The second is to develop distance measures other than the absolute difference of ranks used here. By incorporating both the discrete-valued ranks and the continuous-valued power estimations, parameters more robust to broad band noise could be anticipated. Furthermore, could ‘ranking’ of power spectrum of a continuous function (signal) be possible in some sense?

The third is about the topology induced from the distance matrix. The distance matrix in Figure 1d or the distance defined by possible modified measures, as mentioned above, whereby block structures frequently occur, provides full neighborhood information of N points on frequency grid. Given such information, could we find some relations with the eigenvalues of DisMat (with possible modification mentioned in the second point) with some properties of interest of original signal? Despite that, we can also calculate so-called persistent homology—a dominant methodology usually referred as synonym of topological data analysis (TDA)—of these N points by computing a series of simplicial complexes with their topological invariants [12] and get topological description of signal’s power spectrum. That means the order information in spectrum enables a nontrivial embedding method of data points with temporal structure. Such an embedding method is different from the famous delay-embedding [13], which is an operation performed in signal’s original space rather than dual space. Delay-embedding could be vulnerable to short and noisy process.

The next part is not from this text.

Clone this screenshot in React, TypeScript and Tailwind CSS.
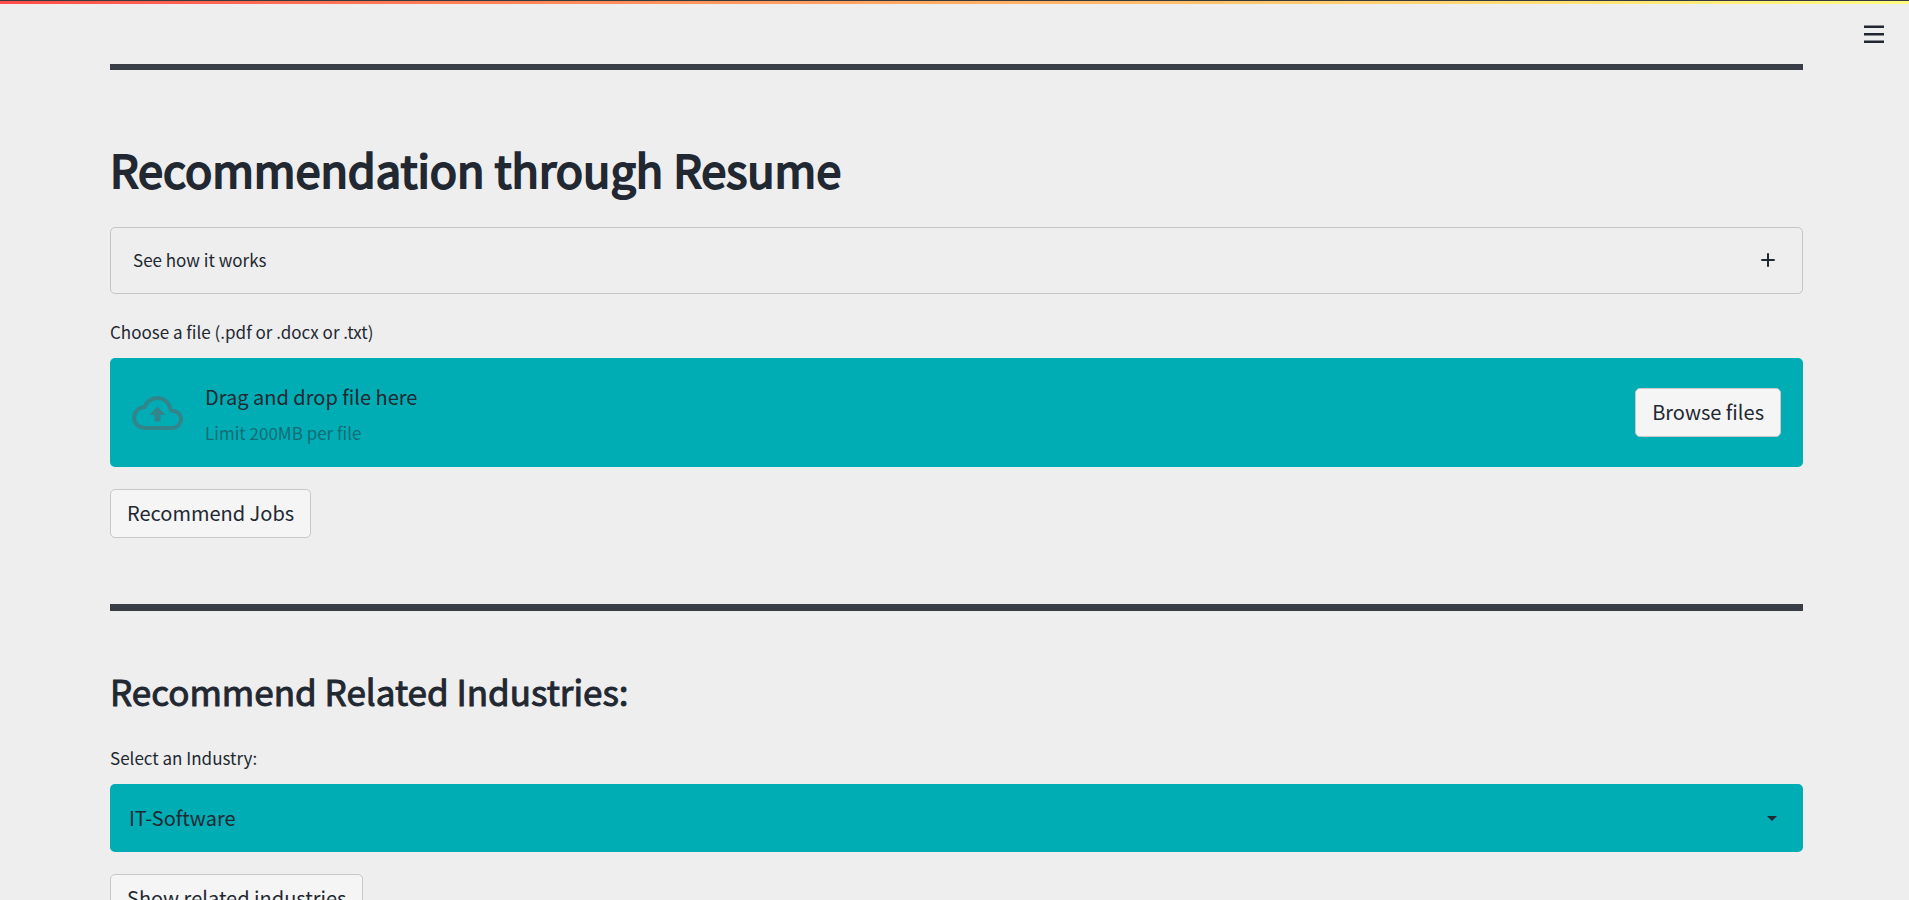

A messy point cloud could provide nothing except for ‘topological noises’. However, by ranking power spectrum, the data points are arranged in an organized way, and the application of TDA can be free from such pitfalls encountered in delay-embedding.

In conclusion, order structures of physiological signals’ power spectra are almost neglected in existing methods, but they are not meaningless. On the contrary, such structures could provide a unique perspective to understand the intrinsic properties of physiological processes.